La riuscita dello sciopero del “Black Friday” e la paura che la mobilitazione si possa internazionalizzare costringono i vertici di Amazon, prima assolutamente indisponibili, ad accettare di sedere al tavolo delle trattative.   

Ottobre 2017. La Castelfrigo srl è una solida impresa di Castelnuovo Ragone (Modena) specializzata nella lavorazione della carni da insaccare. L’azienda, oltre che di cento operai alle sue dirette dipendenze, si serve di altri centoventi lavoratori formalmente impiegati presso due cooperative operanti in appalto.

Si tratta di lavoratori immigrati (per lo più albanesi, ghanesi e cinesi) sottoposti a un regime di super-precarietà e super-sfruttamento. La Castelfrigo vuole adesso licenziarne la quasi totalità.

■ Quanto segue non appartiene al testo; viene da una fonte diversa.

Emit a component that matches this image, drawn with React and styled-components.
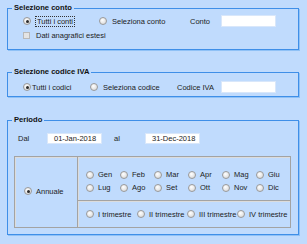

La loro “colpa” è quella di essersi organizzati sindacalmente e di essere riusciti con picchetti e scioperi a strappare nel 2016 l’applicazione di un contratto che comporta miglioramenti salariale e normativi e che, di fatto, mette un argine al “caporalato” esercitato attraverso le due cooperative “di comodo”.

I lavoratori però non ci stanno a subire passivamente e il 30 ottobre danno vita ad un partecipato corteo cittadino. La mobilitazione prosegue poi in varie forme e a inizio gennaio costringe le istituzioni regionali a impegnarsi per ricollocare i licenziati. Giustamente i lavoratori decidono di non smobilitare fino a quando alle promesse non seguiranno i fatti.

 Si tratta di tre episodi a cui la grande stampa e le televisioni (sempre al servizio dei capitalisti e delle aziende) non hanno “ovviamente” dato alcun risalto. Non è un caso. Si tratta infatti di tre lotte circoscritte, ma significative, che dimostrano come i lavoratori unendosi ed organizzandosi collettivamente possono parare o quantomeno attutire i colpi sferrati dai capitalisti.

 Colpi che, anche se inferti da singole aziende, fanno parte di un’unica e unitaria offensiva  padronale appoggiata, coordinata e favorita dall’azione dei vari governi che si sono succeduti negli anni e che, da Berlusconi a Gentiloni (passando per Monti e per il jobs-act di Renzi), hanno attaccato le pensioni, dato mano libera alle aziende per licenziare e reso sempre più precario il lavoro.

Governi che (anche se in maniera diversa da quanto faccia più apertamente la Lega di Salvini, o più subdolamente il movimento di Grillo e Di Maio) hanno contribuito e contribuiscono a diffondere il veleno razzista tra le fila dei proletari allo scopo di incentivarne le divisioni e indebolirne così l’intero fronte.

 Proprio per questo, proprio perché si è dinanzi a un’offensiva generale, è necessario che, anche a partire da singole vertenze come quelle di Ikea, Amazon o Castelfrigo, tra i lavoratori si inizi a fare strada una prospettiva politica che guardi anche oltre i confini aziendali e che veda come l’azione del governo e delle istituzioni sia indissolubilmente legata a doppia mandata con gli interessi dei padroni e delle aziende. Come si tratti di un’azione che va combattuta a tutto campo: tanto sul versante interno, quanto su quello (altrettanto decisivo e importante) dell’iniziativa “estera”.

Una prospettiva politica che chiami i lavoratori a contrastare l’appena avviata missione militare italiana in Niger denunciandone il carattere neo-colonialista e razzista e denunciando come uno degli obiettivi di queste missioni sia quello di sottomettere e incatenare ancor più saldamente i proletari di “qui” agli interessi dei nostrani capitalisti per poterli un domani utilizzare, se del caso, anche come carne da cannone da scagliare contro altri popoli e altri lavoratori.